● Recorded data:
###
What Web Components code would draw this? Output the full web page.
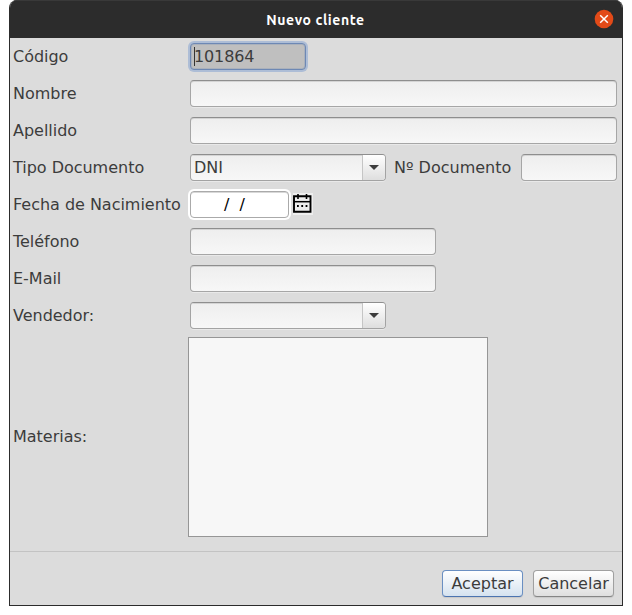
<!DOCTYPE html>
<html lang="es">
<head>
<meta charset="utf-8">
<title>Nuevo cliente</title>
<style>
html,body{margin:0;background:#fff;overflow:hidden}
body{font:16px "DejaVu Sans",sans-serif;color:#3c3c3c}
</style>
</head>
<body>
<app-dialog>
  <span slot="title">Nuevo cliente</span>
  <form-row label="Código"><text-field focused value="101864" style="width:116px"></text-field></form-row>
  <form-row label="Nombre"><text-field style="width:427px"></text-field></form-row>
  <form-row label="Apellido"><text-field style="width:427px"></text-field></form-row>
  <form-row label="Tipo Documento">
    <combo-box value="DNI"></combo-box>
    <side-label>Nº Documento</side-label>
    <text-field style="width:96px"></text-field>
  </form-row>
  <form-row label="Fecha de Nacimiento">
    <text-field date value="/  /" style="width:99px"></text-field>
    <calendar-icon></calendar-icon>
  </form-row>
  <form-row label="Teléfono"><text-field style="width:246px"></text-field></form-row>
  <form-row label="E-Mail"><text-field style="width:246px"></text-field></form-row>
  <form-row label="Vendedor:"><combo-box></combo-box></form-row>
  <form-row label="Materias:" tall><list-box></list-box></form-row>
  <push-button slot="actions" primary>Aceptar</push-button>
  <push-button slot="actions">Cancelar</push-button>
</app-dialog>
<script>
const define = (name, markup, setup) => customElements.define(name, class extends HTMLElement {
  constructor() {
    super();
    this.attachShadow({mode: 'open'}).innerHTML = markup;
  }
  connectedCallback() { if (setup) setup(this, this.shadowRoot); }
});

define('app-dialog', `<style>
:host{display:flex;flex-direction:column;box-sizing:border-box;width:614px;height:606px;margin-left:9px;border:1px solid #2c2c2c;border-top:0;border-radius:8px 8px 0 0;background:#dcdcdc;overflow:hidden}
header{display:grid;grid-template-columns:1fr auto 1fr;align-items:center;height:38px;flex:none;background:#2c2c2c;box-shadow:inset 0 1px #393939;color:#fff;font:bold 14px Ubuntu,"Noto Sans",sans-serif;letter-spacing:.58px}
.title{grid-column:2;padding-top:1px;margin-right:1px;white-space:nowrap}
svg{justify-self:end;margin-right:8px}
main{flex:none}
footer{display:flex;justify-content:flex-end;gap:10px;margin-top:12px;border-top:1px solid #c3c3c3;padding:18px 8px 0 0}
</style>
<header><div class="title"><slot name="title"></slot></div>
<svg width="20" height="20" viewBox="0 0 20 20"><circle cx="10" cy="10" r="9.3" fill="#e24a18"/><path d="M6.2 6.2l7.6 7.6M13.8 6.2l-7.6 7.6" stroke="#fff" stroke-width="1.5"/></svg></header>
<main><slot></slot></main><footer><slot name="actions"></slot></footer>`);

define('form-row', `<style>
:host{display:flex;align-items:center;height:37px}
:host([tall]){height:205px}
label{width:177px;padding-left:3px;box-sizing:content-box;flex:none;white-space:nowrap;letter-spacing:-.02px}
</style><label></label><slot></slot>`, (el, root) => {
  root.querySelector('label').textContent = el.getAttribute('label');
});

define('side-label', `<style>:host{display:block;width:127px;padding-left:8px;white-space:nowrap;box-sizing:content-box}</style><slot></slot>`);

define('text-field', `<style>
:host{display:flex;align-items:center;box-sizing:border-box;height:27px;flex:none;border:1px solid #a6a6a6;border-top-color:#8e8e8e;border-radius:4px;background:linear-gradient(#eee,#f7f7f7);box-shadow:0 1px #e9e9e9,inset 0 1px #d4d4d4;padding-left:3px;white-space:pre}
:host([focused]){background:#bfbfbf;border-color:#6d88b4;box-shadow:0 0 0 2px #adbdd6,inset 0 0 0 1px #aab1bc;letter-spacing:-.12px}
:host([date]){background:#fff;border-color:#aaa;box-shadow:0 0 0 2px #fff,inset 0 1px #d8d8d8;color:#000;padding-left:33px}
i{display:none;width:1px;height:19px;background:#333;margin-right:-1px}
:host([focused]) i{display:block}
</style><i></i><span></span>`, (el, root) => {
  root.querySelector('span').textContent = el.getAttribute('value') || '';
});

define('combo-box', `<style>
:host{display:flex;box-sizing:border-box;width:196px;height:27px;flex:none;border:1px solid #a3a3a3;border-top-color:#8e8e8e;border-radius:4px;background:linear-gradient(#eee,#f7f7f7);box-shadow:0 1px #e9e9e9;overflow:hidden}
.value{flex:1;padding-left:3px;line-height:25px;box-shadow:inset 0 1px #d4d4d4}
.arrow{width:22px;border-left:1px solid #c5c5c5;background:linear-gradient(#fff,#dedede);display:grid;place-items:center}
</style><div class="value"></div><div class="arrow"><svg width="10" height="5" viewBox="0 0 10 5"><path d="M0 0h10L5 5z" fill="#3c3c3c"/></svg></div>`, (el, root) => {
  root.querySelector('.value').textContent = el.getAttribute('value') || '';
});

define('calendar-icon', `<style>:host{display:block;margin:0 0 1px 4px;width:20px;height:22px;background:#eee}svg{display:block}</style>
<svg width="20" height="22" viewBox="0 0 20 22" fill="none" stroke="#000"><path d="M1 3.2h16.5v15.5H1z" stroke-width="1.9"/><path d="M1 8.7h16" stroke-width="1.5"/><path d="M5 1v5M13.5 1v5" stroke-width="1.6"/><path d="M4 13h1.8M8.3 13h1.8M12.6 13h1.8" stroke-width="1.8"/></svg>`);

define('list-box', `<style>:host{display:block;box-sizing:border-box;width:300px;height:200px;margin-left:-2px;border:1px solid #969696;background:#f7f7f7}</style>`);

define('push-button', `<style>
:host{display:block;box-sizing:border-box;width:81px;height:27px;border:1px solid #a0a0a0;border-bottom-color:#858585;border-radius:4px;background:linear-gradient(#fff,#dfdfdf);box-shadow:0 1px 1px #c8c8c8;line-height:25px;text-align:center;white-space:nowrap}
:host([primary]){border-color:#6a8fc2;border-bottom-color:#4c74b0;background:linear-gradient(#fff,#d5e2ef)}
</style><slot></slot>`);
</script>
</body>
</html>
###
● Written instruction: Except for the pictures, copy the material above exactly.

● Complete output:
What Web Components code would draw this? Output the full web page.
<!DOCTYPE html>
<html lang="es">
<head>
<meta charset="utf-8">
<title>Nuevo cliente</title>
<style>
html,body{margin:0;background:#fff;overflow:hidden}
body{font:16px "DejaVu Sans",sans-serif;color:#3c3c3c}
</style>
</head>
<body>
<app-dialog>
  <span slot="title">Nuevo cliente</span>
  <form-row label="Código"><text-field focused value="101864" style="width:116px"></text-field></form-row>
  <form-row label="Nombre"><text-field style="width:427px"></text-field></form-row>
  <form-row label="Apellido"><text-field style="width:427px"></text-field></form-row>
  <form-row label="Tipo Documento">
    <combo-box value="DNI"></combo-box>
    <side-label>Nº Documento</side-label>
    <text-field style="width:96px"></text-field>
  </form-row>
  <form-row label="Fecha de Nacimiento">
    <text-field date value="/  /" style="width:99px"></text-field>
    <calendar-icon></calendar-icon>
  </form-row>
  <form-row label="Teléfono"><text-field style="width:246px"></text-field></form-row>
  <form-row label="E-Mail"><text-field style="width:246px"></text-field></form-row>
  <form-row label="Vendedor:"><combo-box></combo-box></form-row>
  <form-row label="Materias:" tall><list-box></list-box></form-row>
  <push-button slot="actions" primary>Aceptar</push-button>
  <push-button slot="actions">Cancelar</push-button>
</app-dialog>
<script>
const define = (name, markup, setup) => customElements.define(name, class extends HTMLElement {
  constructor() {
    super();
    this.attachShadow({mode: 'open'}).innerHTML = markup;
  }
  connectedCallback() { if (setup) setup(this, this.shadowRoot); }
});

define('app-dialog', `<style>
:host{display:flex;flex-direction:column;box-sizing:border-box;width:614px;height:606px;margin-left:9px;border:1px solid #2c2c2c;border-top:0;border-radius:8px 8px 0 0;background:#dcdcdc;overflow:hidden}
header{display:grid;grid-template-columns:1fr auto 1fr;align-items:center;height:38px;flex:none;background:#2c2c2c;box-shadow:inset 0 1px #393939;color:#fff;font:bold 14px Ubuntu,"Noto Sans",sans-serif;letter-spacing:.58px}
.title{grid-column:2;padding-top:1px;margin-right:1px;white-space:nowrap}
svg{justify-self:end;margin-right:8px}
main{flex:none}
footer{display:flex;justify-content:flex-end;gap:10px;margin-top:12px;border-top:1px solid #c3c3c3;padding:18px 8px 0 0}
</style>
<header><div class="title"><slot name="title"></slot></div>
<svg width="20" height="20" viewBox="0 0 20 20"><circle cx="10" cy="10" r="9.3" fill="#e24a18"/><path d="M6.2 6.2l7.6 7.6M13.8 6.2l-7.6 7.6" stroke="#fff" stroke-width="1.5"/></svg></header>
<main><slot></slot></main><footer><slot name="actions"></slot></footer>`);

define('form-row', `<style>
:host{display:flex;align-items:center;height:37px}
:host([tall]){height:205px}
label{width:177px;padding-left:3px;box-sizing:content-box;flex:none;white-space:nowrap;letter-spacing:-.02px}
</style><label></label><slot></slot>`, (el, root) => {
  root.querySelector('label').textContent = el.getAttribute('label');
});

define('side-label', `<style>:host{display:block;width:127px;padding-left:8px;white-space:nowrap;box-sizing:content-box}</style><slot></slot>`);

define('text-field', `<style>
:host{display:flex;align-items:center;box-sizing:border-box;height:27px;flex:none;border:1px solid #a6a6a6;border-top-color:#8e8e8e;border-radius:4px;background:linear-gradient(#eee,#f7f7f7);box-shadow:0 1px #e9e9e9,inset 0 1px #d4d4d4;padding-left:3px;white-space:pre}
:host([focused]){background:#bfbfbf;border-color:#6d88b4;box-shadow:0 0 0 2px #adbdd6,inset 0 0 0 1px #aab1bc;letter-spacing:-.12px}
:host([date]){background:#fff;border-color:#aaa;box-shadow:0 0 0 2px #fff,inset 0 1px #d8d8d8;color:#000;padding-left:33px}
i{display:none;width:1px;height:19px;background:#333;margin-right:-1px}
:host([focused]) i{display:block}
</style><i></i><span></span>`, (el, root) => {
  root.querySelector('span').textContent = el.getAttribute('value') || '';
});

define('combo-box', `<style>
:host{display:flex;box-sizing:border-box;width:196px;height:27px;flex:none;border:1px solid #a3a3a3;border-top-color:#8e8e8e;border-radius:4px;background:linear-gradient(#eee,#f7f7f7);box-shadow:0 1px #e9e9e9;overflow:hidden}
.value{flex:1;padding-left:3px;line-height:25px;box-shadow:inset 0 1px #d4d4d4}
.arrow{width:22px;border-left:1px solid #c5c5c5;background:linear-gradient(#fff,#dedede);display:grid;place-items:center}
</style><div class="value"></div><div class="arrow"><svg width="10" height="5" viewBox="0 0 10 5"><path d="M0 0h10L5 5z" fill="#3c3c3c"/></svg></div>`, (el, root) => {
  root.querySelector('.value').textContent = el.getAttribute('value') || '';
});

define('calendar-icon', `<style>:host{display:block;margin:0 0 1px 4px;width:20px;height:22px;background:#eee}svg{display:block}</style>
<svg width="20" height="22" viewBox="0 0 20 22" fill="none" stroke="#000"><path d="M1 3.2h16.5v15.5H1z" stroke-width="1.9"/><path d="M1 8.7h16" stroke-width="1.5"/><path d="M5 1v5M13.5 1v5" stroke-width="1.6"/><path d="M4 13h1.8M8.3 13h1.8M12.6 13h1.8" stroke-width="1.8"/></svg>`);

define('list-box', `<style>:host{display:block;box-sizing:border-box;width:300px;height:200px;margin-left:-2px;border:1px solid #969696;background:#f7f7f7}</style>`);

define('push-button', `<style>
:host{display:block;box-sizing:border-box;width:81px;height:27px;border:1px solid #a0a0a0;border-bottom-color:#858585;border-radius:4px;background:linear-gradient(#fff,#dfdfdf);box-shadow:0 1px 1px #c8c8c8;line-height:25px;text-align:center;white-space:nowrap}
:host([primary]){border-color:#6a8fc2;border-bottom-color:#4c74b0;background:linear-gradient(#fff,#d5e2ef)}
</style><slot></slot>`);
</script>
</body>
</html>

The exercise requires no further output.